Le saviez-vous ? Les éléphants se donneraient des noms

Michael Siebert - Pixabay

Les éléphants sont des animaux extraordinaires. Depuis 1975, la biologiste Joyce Poole étudie les éléphants de savane, Loxodonta africana. Elle a remarqué que, parfois, lorsqu’un éléphant appelle ses semblables, quelques-uns répondent et parfois aucun ne répond. Rapidement, elle soupçonne “d’avoir un moyen de diriger leurs appels vers un individu spécifique. La question se pose alors de découvrir “la manière dont ils s’y prenaient”. Une étude récente apporte un élément précieux de réponse.

Le saviez-vous ? Les éléphants se donneraient des noms

Les noms sont un quelque chose de rare dans la nature. Quelques espèces seulement les utilisent – perroquets ou dauphins -, mais ces dernières ne font qu’imiter un son émis par le destinataire. Chez les éléphants, cela semble différent. Ils utilisent des appellations vocales arbitraires. George Wittemyer, co-auteur de l’étude, professeur en biologie à la Colorado State University et président du conseil scientifique de Save the Elephants, explique qu’une appellation arbitraire reviendrait, par exemple, à appeler un bovin une “vache”, dans la mesure où ce mot ne ressemble aucunement à l’animal lui-même. Une appellation iconique, a contrario, est plus simple. Elle ferait référence à un bovin avec un “meuh”, semblable au son que l’animal en question produit. Ces appellations arbitraires viennent élargir sensiblement le champ de communication et permettent dès lors d’exprimer une pensée abstraite. “En termes de cognition, cela ouvre toutes sortes de possibilités”.

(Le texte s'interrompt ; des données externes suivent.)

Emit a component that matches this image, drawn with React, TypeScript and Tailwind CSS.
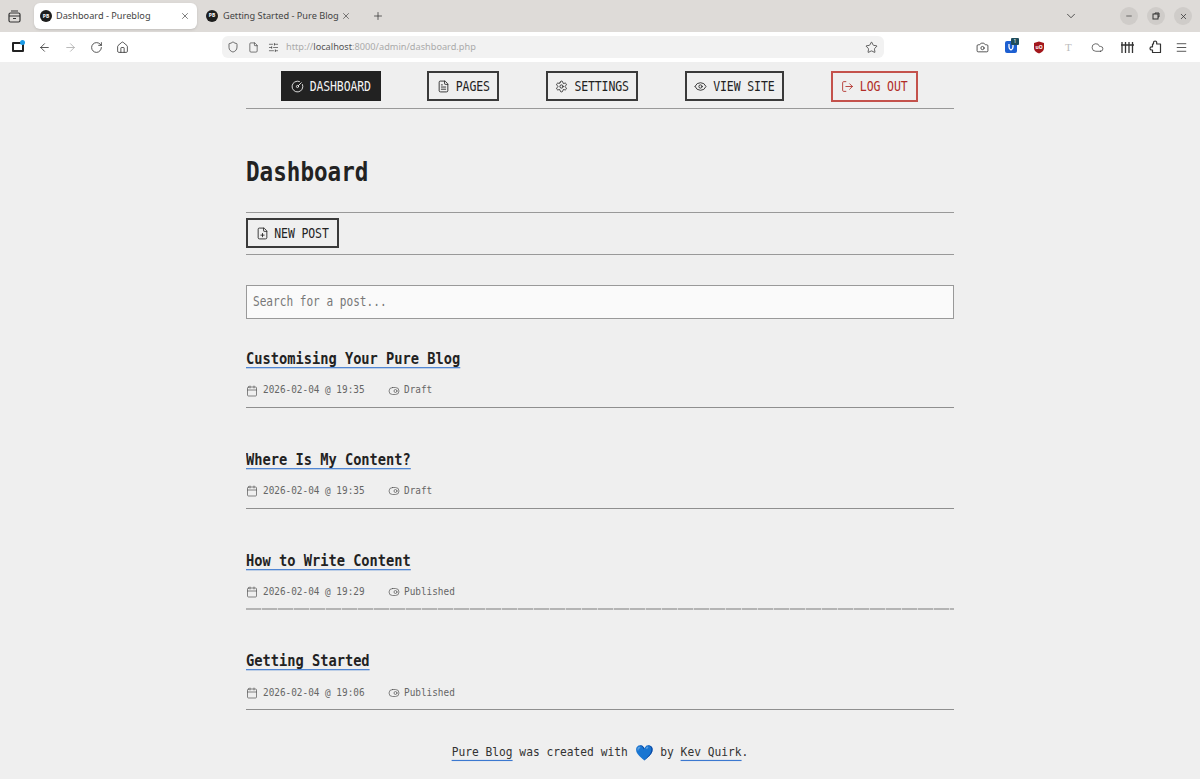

Pour parvenir à cette conclusion, les scientifiques ont analysé des enregistrements pris entre 2019 et 2022 dans les réserves nationales de Samburu et Buffalo Springs, au Kenya, ainsi que sur les archives du Amboseli National Park des années 1980, 1990 et 2000. Au total, les données de 101 éléphants de savane, pour 469 appels distincts à 117 destinataires ont été utilisés. L’équipe a concentré ses efforts sur certains grondements précis, dans les situations les plus susceptibles de contenir un nom. Les éléphants sont capables de vocalisations très variées, avec des structures complexes, notamment dans les basses fréquences, hors de portée de l’ouïe humaine. Cela rend leur interprétation très difficile. Mais “contrairement aux noms humains, où le nom lui-même représente la majeure partie de la variation de l’énoncé, les noms des éléphants ne représentent qu’une petite partie de la variation de l’appel”, explique Mickey Pardo, responsable de l’étude et chercheur post-doctoral à l’université de l’État du Colorado. Le nom pourrait alors n’être qu’un élément d’un signal complexe transmettant plusieurs informations.

Difficile cependant d’avoir la moindre certitude

Si les chercheurs sont aujourd’hui incapables de savoir comment est codé ce nom dans un appel, cette étude indique qu’il est bien présent. Avec un algorithme, les scientifiques ont constaté que les appels d’un même individu vers un même congénère sont davantage similaires que ceux d’un même individu vers des congénères différents. Mais cette analyse a aussi conduit à des réponses contradictoires quant à l’idée de savoir si différents éléphants utilisent le même nom pour s’adresser à un même individu. Il est possible que différents éléphants utilisent des dérivés des noms, comme nos surnoms. Difficile d’avoir davantage de certitudes face au peu de données. D’autant plus que, pour qu’un nom soit un nom, il faut que ce dernier soit utilisé par plus d’un interlocuteur. À l’heure actuelle, pour comparer avec l’homme, si quelqu’un dit “yo yo yo” à une personne et “hé hé hé” à une autre, l’algorithme suggèrera que “yo” et “hé” sont deux noms. Ce n’est pourtant pas le cas.

Ceci étant dit, les chercheurs ont aussi fait écouter aux éléphants plusieurs enregistrements. Certains leur étaient adressés à l’origine, d’autres non. Et il s’avère eque les éléphants reconnaissent leur propre “nom”. Mieux, ils y répondent. Parfois même avec insistance.

Comme George Wittemyer le fait remarquer, “nous n’en sommes qu’aux premières étapes pour essayer de déchiffrer” tout cela. Joyce Poole va même plus loin. Les éléphants ont-ils aussi des noms de lieux ? Wittemyer conclut ainsi : “Cette étude ouvre une fenêtre sur le fonctionnement de leur esprit. Nous faisons un pas vers une meilleure compréhension de ces animaux, ce qui nous aidera peut-être à mieux vivre avec eux.”